What Scully means is that historic homes can be challenging: low doorways, narrow staircases, low ceilings, dirt basements, lack of storage, etc.—not to mention unique upkeep issues. In the historic district, such easy-maintenance marvels such as vinyl siding are strictly prohibited. If the materials don’t fit the period, you won’t see them. You will see historically authentic materials such as brick, cedar, wood clapboard and ship lap. That means regular pointing and painting (in appropriate colors, of course).
But to Linda Ratchford, who moved to Old New Castle with her husband, Michael, 28 years ago, a house that’s historically preserved “has soul,” she says.
“The New Castle Historical Society does a blog about repairing old houses, contractors live here and work on houses, and your neighbors have contacts and referrals, too.
“The exteriors have to be historically accurate, but the interiors are up to the owners,” says Ratchford. “Honoring the historical integrity is important to us. That’s why Old New Castle looks the way it looks.”
The area offers 18th-century homes mixed with classic Victorians, more modern row homes and townhouses. Prices range from $200,000 to seven figures.

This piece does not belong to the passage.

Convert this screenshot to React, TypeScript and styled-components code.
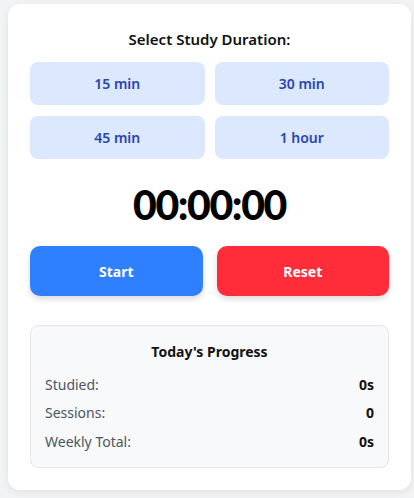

In-town conveniences are limited to the essentials. Yes, there is a Happy Harry’s, a liquor store, good pizza at Portofino’s and casual fare at Jack’s Bistro. There’s fine dining at The Arsenal on the Green, Jessop’s Tavern and Prince on Delaware. But for all else—including most Colonial District schools—you’ll have to journey a bit beyond the city line.
“Old New Castle is actually a great place to raise kids,” says Ratchford. “We have Battery Park, plus a little park on Bull Hill. You can walk down the street and get an ice cream cone or walk to the library.”